Edgecombe, Rick P Jan. 3, 2024, 6:50 p.m. UTC | #1

On Thu, 2023-12-21 at 09:02 -0500, Yang Weijiang wrote:
> Control-flow Enforcement Technology (CET) is a kind of CPU feature
> used
> to prevent Return/CALL/Jump-Oriented Programming (ROP/COP/JOP)
> attacks.
> It provides two sub-features(SHSTK,IBT) to defend against ROP/COP/JOP
> style control-flow subversion attacks.
> 
> Shadow Stack (SHSTK):
>   A shadow stack is a second stack used exclusively for control
> transfer
>   operations. The shadow stack is separate from the data/normal stack
> and
>   can be enabled individually in user and kernel mode. When shadow
> stack
>   is enabled, CALL pushes the return address on both the data and
> shadow
>   stack. RET pops the return address from both stacks and compares
> them.
>   If the return addresses from the two stacks do not match, the
> processor
>   generates a #CP.
> 
> Indirect Branch Tracking (IBT):
>   IBT introduces new instruction(ENDBRANCH)to mark valid target
> addresses of
>   indirect branches (CALL, JMP etc...). If an indirect branch is
> executed
>   and the next instruction is _not_ an ENDBRANCH, the processor
> generates a
>   #CP. These instruction behaves as a NOP on platforms that doesn't
> support
>   CET.

What is the design around CET and the KVM emulator?

My understanding is that the KVM emulator kind of does what it has to
keep things running, and isn't expected to emulate every possible
instruction. With CET though, it is changing the behavior of existing
supported instructions. I could imagine a guest could skip over CET
enforcement by causing an MMIO exit and racing to overwrite the exit-
causing instruction from a different vcpu to be an indirect CALL/RET,
etc.
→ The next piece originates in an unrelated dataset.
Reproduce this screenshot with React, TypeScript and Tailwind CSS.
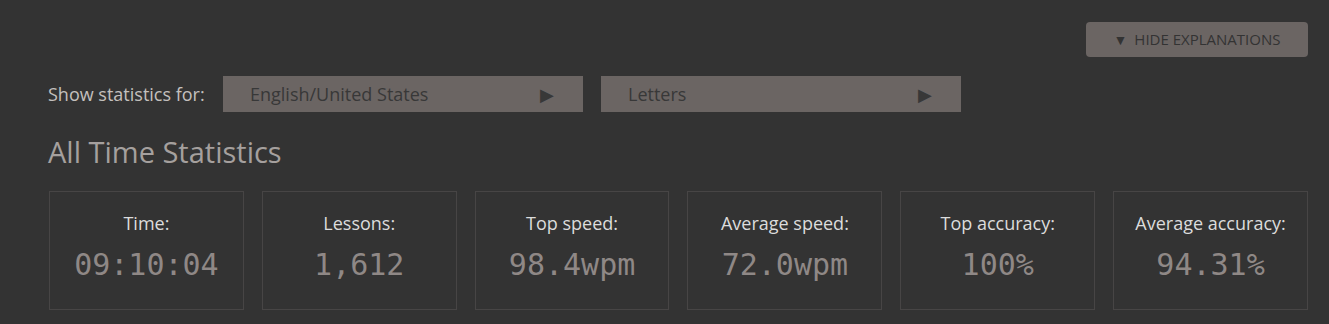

With reasonable assumptions around the threat model in use by the
guest this is probably not a huge problem. And I guess also reasonable
assumptions about functional expectations, as a misshandled CALL or RET
by the emulator would corrupt the shadow stack.
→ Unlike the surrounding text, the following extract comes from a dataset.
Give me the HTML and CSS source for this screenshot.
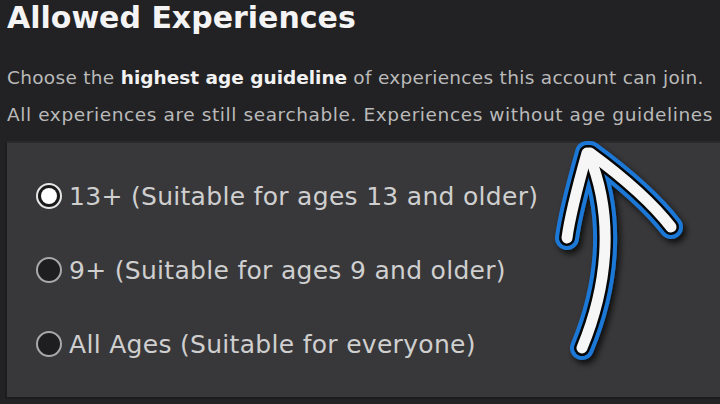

But, another thing to do could be to just return X86EMUL_UNHANDLEABLE
or X86EMUL_RETRY_INSTR when CET is active and RET or CALL are emulated.
And I guess also for all instructions if the TRACKER bit is set. It
might tie up that loose end without too much trouble.
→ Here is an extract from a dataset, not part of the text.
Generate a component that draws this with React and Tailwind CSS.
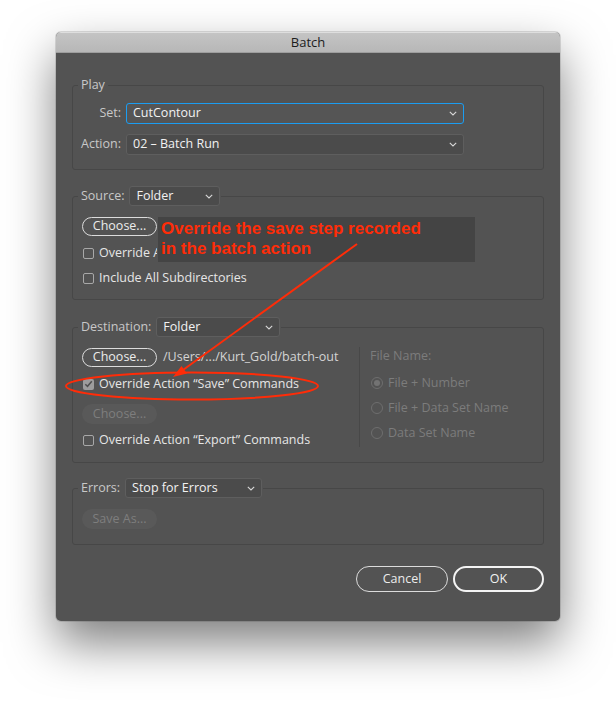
import React from "react";

function Chevron() {
  return (
    <svg width="8" height="5" viewBox="0 0 8 5" className="shrink-0">
      <path d="M0.8 0.8 L4 3.9 L7.2 0.8" fill="none" stroke="#d8d8d8" strokeWidth="1.1" />
    </svg>
  );
}

function Select({ value, className = "", focused = false }) {
  return (
    <div
      className={
        "flex items-center justify-between rounded-[3px] border pl-[6px] pr-[6px] text-[12.5px] text-[#f2f2f2] " +
        (focused ? "border-[#1b9df2] bg-[#555555] " : "border-[#5e5e5e] bg-[#4b4b4b] ") +
        className
      }
    >
      <span className="whitespace-nowrap">{value}</span>
      <Chevron />
    </div>
  );
}

function PillButton({ children, className = "" }) {
  return (
    <div
      className={
        "flex items-center justify-center rounded-full border border-[#dcdcdc] text-[12.5px] text-[#ececec] " +
        className
      }
    >
      {children}
    </div>
  );
}

function DisabledButton({ children }) {
  return (
    <div className="flex h-[20px] w-[75px] items-center justify-center rounded-full bg-[#595959] text-[12.5px] text-[#7e7e7e]">
      {children}
    </div>
  );
}

function Checkbox({ label, checked = false, clip = "" }) {
  return (
    <div className={"flex h-[20px] items-center gap-[5px] text-[12.5px] text-[#e6e6e6] " + clip}>
      {checked ? (
        <div className="ml-[1px] flex h-[11px] w-[11px] shrink-0 items-center justify-center rounded-[2px] bg-[#9d9d9d]">
          <svg width="9" height="8" viewBox="0 0 9 8">
            <path d="M1.3 4.2 L3.5 6.3 L7.8 1.2" fill="none" stroke="#505050" strokeWidth="1.5" />
          </svg>
        </div>
      ) : (
        <div className="ml-[1px] h-[11px] w-[11px] shrink-0 rounded-[2px] border border-[#a8a8a8]" />
      )}
      <span className="whitespace-nowrap">{label}</span>
    </div>
  );
}

function Radio({ label, selected = false }) {
  return (
    <div className="flex h-[20px] items-center gap-[5px] text-[12.5px] text-[#7c7c7c]">
      <div className="ml-[1px] flex h-[12px] w-[12px] items-center justify-center rounded-full border border-[#6e6e6e]">
        {selected && <div className="h-[6px] w-[6px] rounded-full bg-[#737373]" />}
      </div>
      <span className="whitespace-nowrap">{label}</span>
    </div>
  );
}

export default function App() {
  return (
    <div className="relative h-[701px] w-[616px] overflow-hidden bg-white pl-[56px] pt-[32px] font-['Open_Sans',sans-serif]">
      <div className="flex h-[589px] w-[504px] flex-col overflow-hidden rounded-[5px] bg-[#535353] shadow-[0_22px_48px_rgba(0,0,0,0.5),0_0_0_1px_rgba(0,0,0,0.12)]">
        {/* title bar */}
        <div className="flex h-[21px] shrink-0 items-center justify-center border-b border-[#9e9e9e] border-t border-t-[#dedede] bg-gradient-to-b from-[#c4c4c4] to-[#b7b7b7] text-[13px] text-[#1c1c1c]">
          Batch
        </div>

        <div className="flex flex-1 flex-col px-[16px]">
          {/* Play */}
          <fieldset className="mt-[24px] rounded-[3px] border border-[#474747] pb-[14px]">
            <legend className="ml-[5px] h-[16px] px-[3px] text-[12.5px] leading-[16px] text-[#c8c8c8]">Play</legend>
            <div className="flex flex-col gap-[10px] pl-[8px] pt-[10px]">
              <div className="flex items-center gap-[5px]">
                <div className="w-[40px] text-right text-[12.5px] text-[#c8c8c8]">Set:</div>
                <Select value="CutContour" focused className="h-[21px] w-[338px]" />
              </div>
              <div className="flex items-center gap-[5px]">
                <div className="w-[40px] text-right text-[12.5px] text-[#c8c8c8]">Action:</div>
                <Select value="02 – Batch Run" className="h-[21px] w-[338px]" />
              </div>
            </div>
          </fieldset>

          {/* Source */}
          <fieldset className="mt-[16px] rounded-[3px] border border-[#474747] pb-[11px]">
            <legend className="ml-[5px] flex h-[20px] items-center gap-[5px] pl-[3px] pr-[1px] text-[12.5px] text-[#c8c8c8]">
              <span>Source:</span>
              <Select value="Folder" className="h-[20px] w-[91px]" />
            </legend>
            <div className="flex flex-col pl-[9px] pt-[11px]">
              <PillButton className="h-[19px] w-[75px]">Choose...</PillButton>
              <div className="mt-[7px]">
                <Checkbox label="Override Action “Open” Commands" clip="w-[75px] overflow-hidden" />
              </div>
              <div className="mt-[5px]">
                <Checkbox label="Include All Subdirectories" />
              </div>
            </div>
          </fieldset>

          {/* Destination */}
          <fieldset className="mt-[17px] rounded-[3px] border border-[#474747] pb-[12px]">
            <legend className="ml-[5px] flex h-[20px] items-center gap-[5px] pl-[3px] pr-[1px] text-[12.5px] text-[#c8c8c8]">
              <span>Destination:</span>
              <Select value="Folder" className="h-[20px] w-[124px]" />
            </legend>
            <div className="flex pl-[9px]">
              <div className="flex w-[277px] flex-col pt-[11px]">
                <div className="flex items-center gap-[6px]">
                  <PillButton className="h-[19px] w-[75px]">Choose...</PillButton>
                  <span className="whitespace-nowrap text-[12.5px] text-[#d4d4d4]">/Users/.../Kurt_Gold/batch-out</span>
                </div>
                <div className="mt-[7px]">
                  <Checkbox label="Override Action “Save” Commands" checked />
                </div>
                <div className="mt-[10px]">
                  <DisabledButton>Choose...</DisabledButton>
                </div>
                <div className="mt-[6px]">
                  <Checkbox label="Override Action “Export” Commands" />
                </div>
              </div>
              <div className="mt-[10px] h-[100px] w-[1px] bg-[#484848]" />
              <div className="ml-[10px] flex flex-col pt-[11px]">
                <div className="h-[16px] text-[12.5px] leading-[16px] text-[#7c7c7c]">File Name:</div>
                <div className="mt-[9px] flex flex-col gap-[5px]">
                  <Radio label="File + Number" selected />
                  <Radio label="File + Data Set Name" />
                  <Radio label="Data Set Name" />
                </div>
              </div>
            </div>
          </fieldset>

          {/* Errors */}
          <fieldset className="mt-[15px] rounded-[3px] border border-[#474747] pb-[15px]">
            <legend className="ml-[5px] flex h-[20px] items-center gap-[5px] pl-[3px] pr-[1px] text-[12.5px] text-[#c8c8c8]">
              <span>Errors:</span>
              <Select value="Stop for Errors" className="h-[20px] w-[137px]" />
            </legend>
            <div className="pl-[9px] pt-[11px]">
              <DisabledButton>Save As...</DisabledButton>
            </div>
          </fieldset>

          {/* buttons */}
          <div className="mt-[21px] flex justify-end gap-[5px]">
            <PillButton className="h-[26px] w-[92px]">Cancel</PillButton>
            <div className="flex h-[26px] w-[91px] items-center justify-center rounded-full border-2 border-[#f4f4f4] text-[12.5px] text-[#f2f2f2]">
              OK
            </div>
          </div>
        </div>
      </div>

      {/* annotation box */}
      <div className="absolute left-[158px] top-[217px] h-[45px] w-[317px] bg-[#444444] pl-[3px] pt-[2px] font-['Liberation_Sans',Arial,sans-serif] text-[17px] font-bold leading-[20px] text-[#ff2c08]">
        <div>Override the save step recorded</div>
        <div>in the batch action</div>
      </div>

      {/* arrow & ellipse */}
      <svg className="pointer-events-none absolute left-0 top-0" width="616" height="701" viewBox="0 0 616 701">
        <line x1="357" y1="244" x2="183" y2="370" stroke="#ff2c08" strokeWidth="2" />
        <polygon points="173,377 181.5,366 187,373.5" fill="#ff2c08" />
        <ellipse cx="192" cy="386" rx="126" ry="13.5" fill="none" stroke="#ff2c08" strokeWidth="2" />
      </svg>
    </div>
  );
}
Anyway, was there a conscious decision to just punt on CET enforcement
in the emulator?

Yang, Weijiang Jan. 4, 2024, 7:11 a.m. UTC | #2

On 1/4/2024 2:50 AM, Edgecombe, Rick P wrote:
> On Thu, 2023-12-21 at 09:02 -0500, Yang Weijiang wrote:
>> Control-flow Enforcement Technology (CET) is a kind of CPU feature
>> used
>> to prevent Return/CALL/Jump-Oriented Programming (ROP/COP/JOP)
>> attacks.
>> It provides two sub-features(SHSTK,IBT) to defend against ROP/COP/JOP
>> style control-flow subversion attacks.
>>
>> Shadow Stack (SHSTK):
>>    A shadow stack is a second stack used exclusively for control
>> transfer
>>    operations. The shadow stack is separate from the data/normal stack
>> and
>>    can be enabled individually in user and kernel mode. When shadow
>> stack
>>    is enabled, CALL pushes the return address on both the data and
>> shadow
>>    stack. RET pops the return address from both stacks and compares
>> them.
>>    If the return addresses from the two stacks do not match, the
>> processor
>>    generates a #CP.
>>
>> Indirect Branch Tracking (IBT):
>>    IBT introduces new instruction(ENDBRANCH)to mark valid target
>> addresses of
>>    indirect branches (CALL, JMP etc...). If an indirect branch is
>> executed
>>    and the next instruction is _not_ an ENDBRANCH, the processor
>> generates a
>>    #CP. These instruction behaves as a NOP on platforms that doesn't
>> support
>>    CET.
> What is the design around CET and the KVM emulator?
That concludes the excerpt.